I go back down memory lane to the growing up years and relive the festivals of yore.  The smell of Gujiya and cholle poori waiting for us when we came home exhausted and covered with color beyond recognition.  Weeks before Diwali all the house cleaning, removing cob webs, scrubbing the floors, washing the terrace. Followed by Mom dragging us to the market to buy new clothes. Yes, I wasn’t a shopper even then. And after all that exhaustion, coming home to make some goodies each day. A variety of namkeens and just the perfect crisp redish brown chakalis. Mouth watering sweets – cocunut barfi, rava ladoos, groundnut barfi, shakarpade, gulab jamuns, and even cake. The neighbourhood women would send around plates of goodies, goodwill and competition – who’s chakali is the best, who’s gulab jamun the softest. The final few days before Diwali, we’d scurry about and buy the Diyas and all the stuff for the pooja. All through the 5 days of Diwali, we’d make elaborate rangolis in front of the house.  We’d visit friends and family, and they would come over. The kids would have a gala time. The men folk would sit around laughing and joking and feasting. The women would mostly hover in the kitchen, churning out copious amounts of hot chai, hot snacks, and doubled up plates of delicacies.

Wait – there’s something not quite right with that image. Do you see it?

Perhaps that’s what bugging me this festive season.  Why is the onus of all the festivities on the women folk? Why is all the festival preparation – Cooking and cleaning and decorating and shopping – mostly women’s work?  Perhaps because the men folk were mostly away, at work. Perhaps because it was only the women at home.

But I look around me, and I see its so even today. Even though now most  women go to work,  just like their husbands. Mostly. In the apartments around me, in office around me, the men are mostly immune to Diwali. Other than it being another holiday. And that their wives have been nagging them to do stuff.  But its mostly the women, who’re excited about it, who’re preparing for it, who’re ‘lamenting’ all the preparation and hard work & cleaning required, but still ‘slogging’ it out. But I get weird looks for not ‘preparing’, for not being ‘exhausted’ in the Diwali prep.

It seems crazy.

Now as I’m shedding the typical woman, wife, mother image my mother brought me up in, I find myself questioning these gender norms. I’ve stopped fretting the small stuff, like the spec of dust in the corner. I’ve stopped slaving over the stove.  I try to run my household on a bare minimum – a bare minimum of effort that is. So that I have the time and energy to play with my son, to do put in a good day’s work at office. My priorities are different from my mother’s.

The same probably holds true for a large chunk of today’s working women.

Perhaps there are more women out there, like me, who’d rather enjoy festivals in an non-slogging way.
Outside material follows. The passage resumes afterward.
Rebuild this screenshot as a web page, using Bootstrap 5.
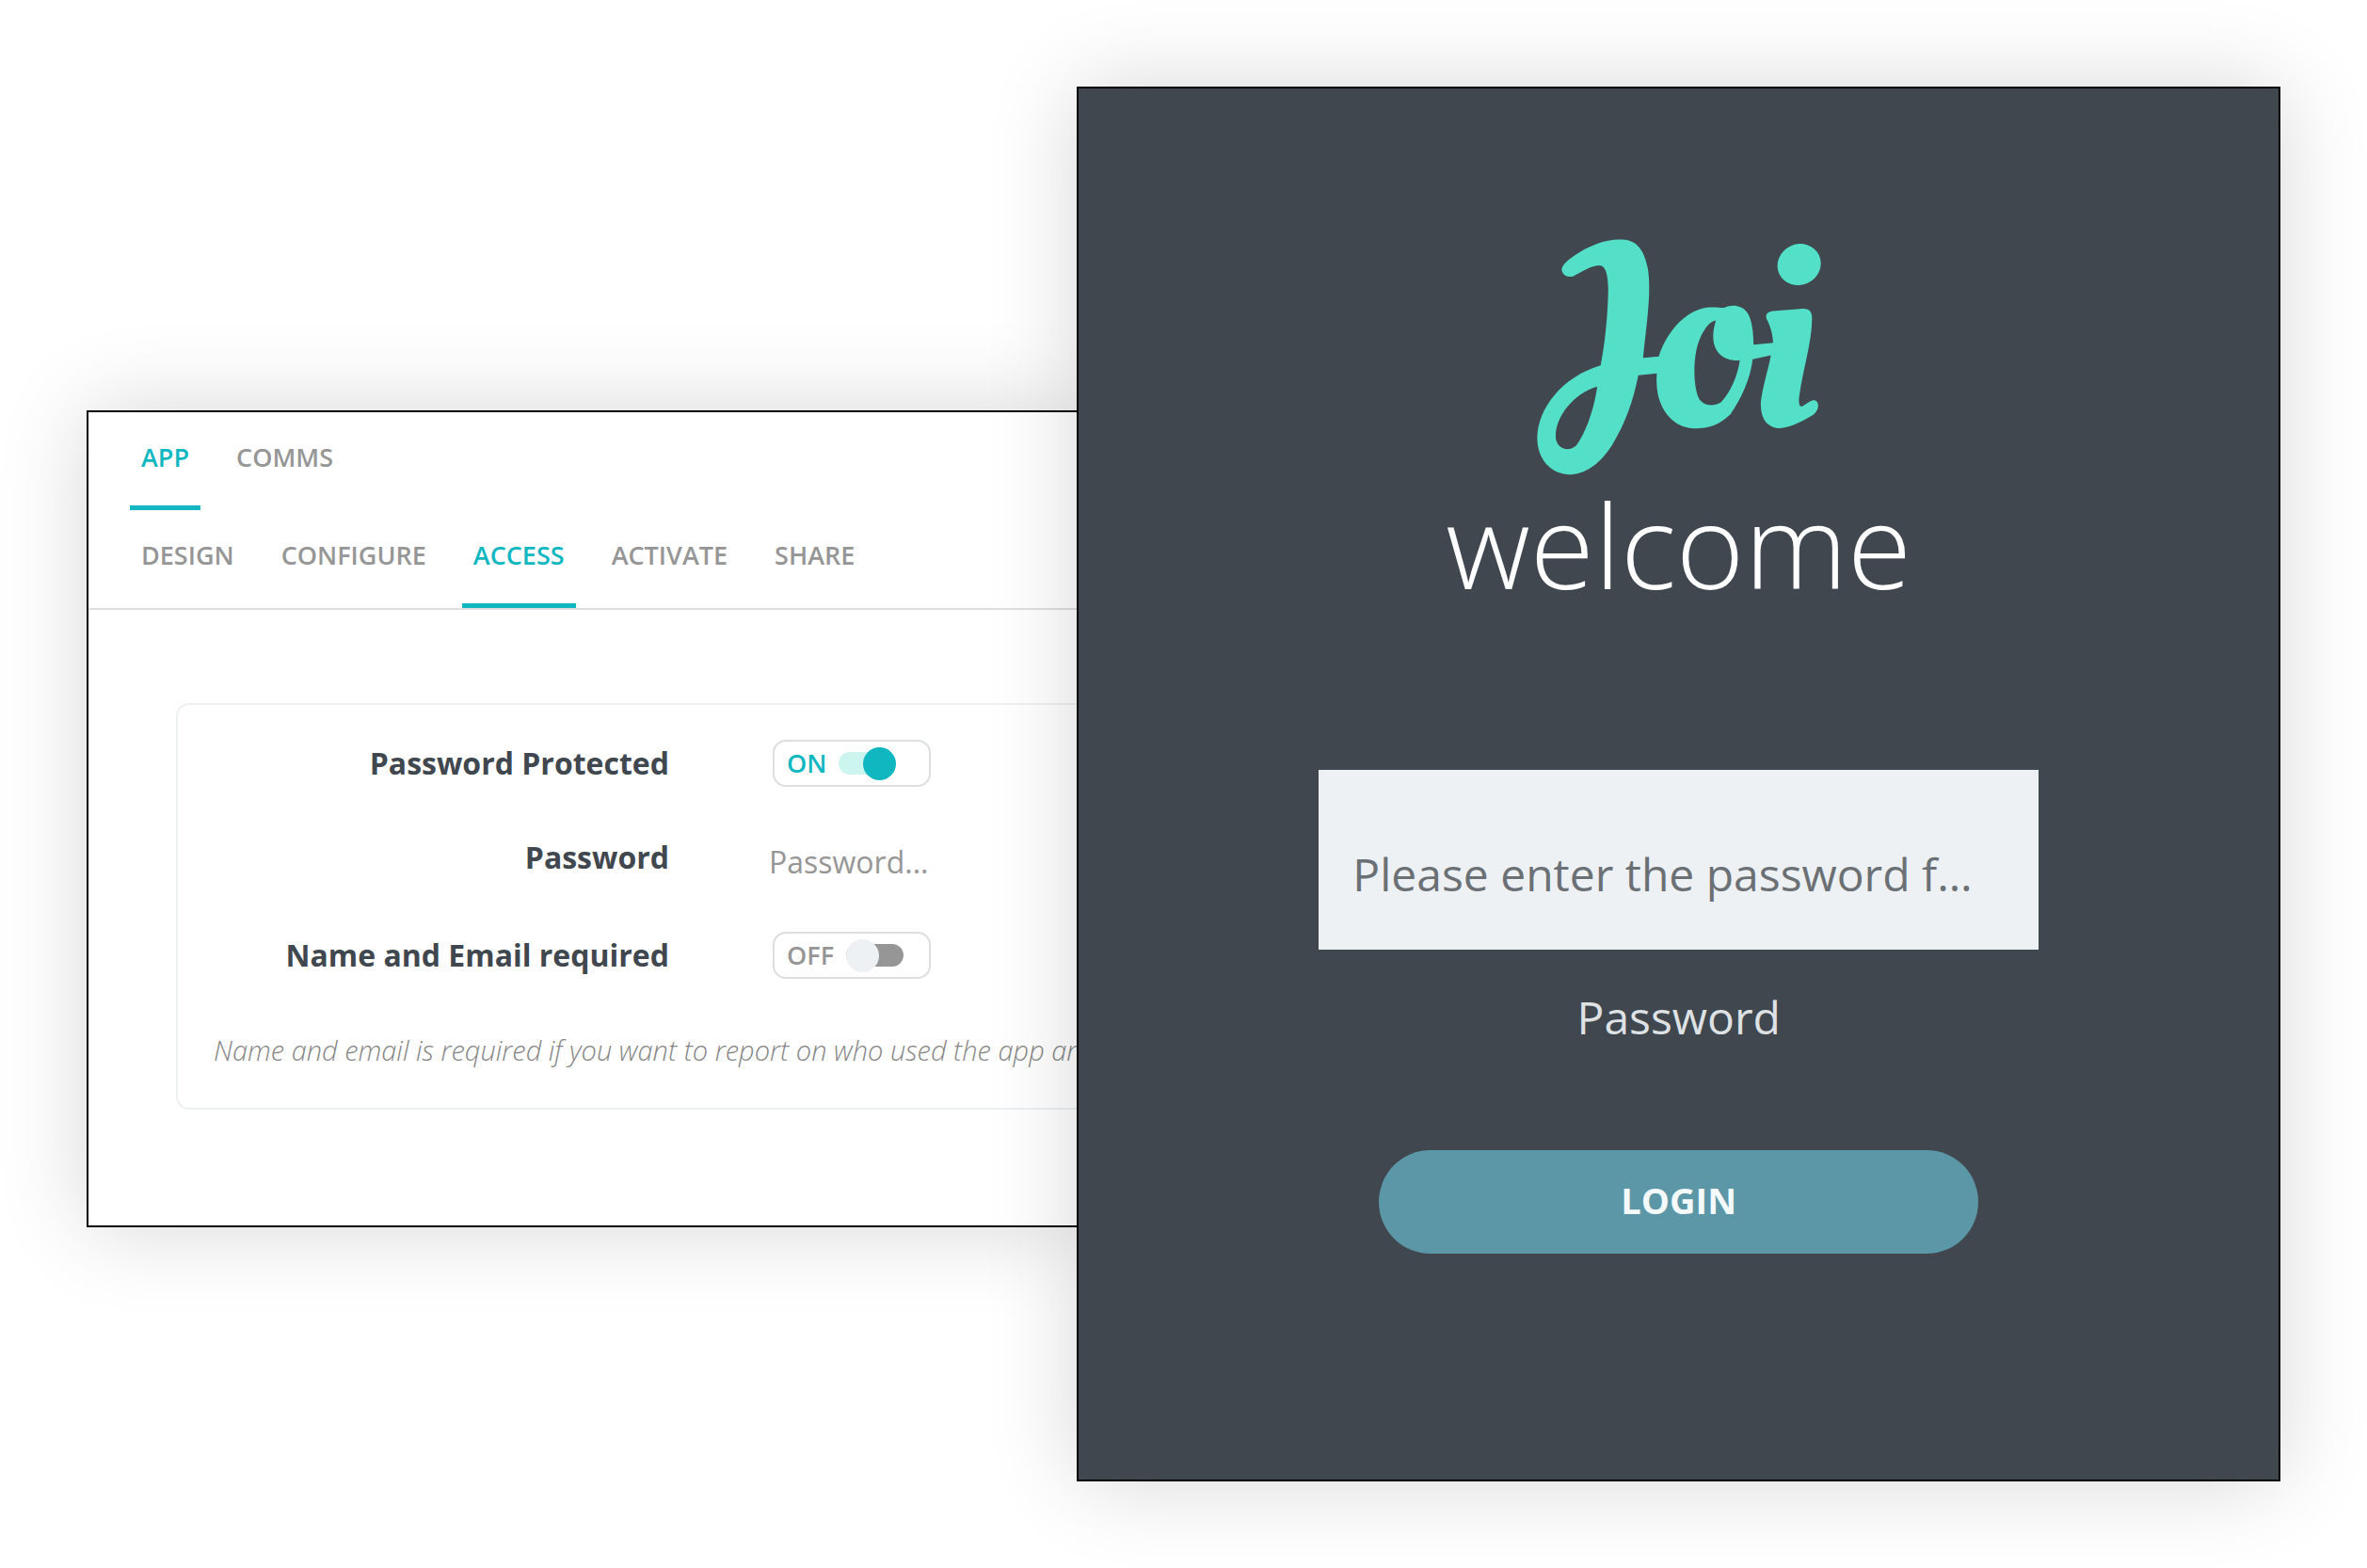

We outsource the cleaning and the cooking. We buy new clothes and stuff all through the year. We take the festivals as time to relax, and celebrate. Truly celebrate, with family and friends. Not loose ourselves in behind the scene preparations and serving everyone else. A welcome and timely change. A few women at a time.

What’s your take? What’s it like in your life, your neighbourhood, your community? Do you see the women only carry the torch of festivities and preparation? Do the men/kids really participate, or only ‘enjoy’?

2 thoughts on “The keeper of festivals

  1. Pingback: Changing Times bring the Change in Air.. | the Other Brain Inc.

  2. Oh I sooooo agree with you. My Diwali is really relaxed No new clothes for the festival, we just hunt in for something new or new-ish in our wardrobes if we find it. I haven’t made anything for Diwali for the last 2 years. It’s the husband who has put in his two paisa at prep, such as lights and bought sweets. Daughter lights lamps and candles. We buy phataakas at the last minute, and soundless ones at that.

    Like you said, why exhaust oneself. We value, above everything else, being together, going and meeting dear friends, hobnobbing with neighbours bursting crackers, and doing a simple puja at home. I just happened to do a massive cleaning this time, but that was a coincidence, as I had a lot of energy after our vacation.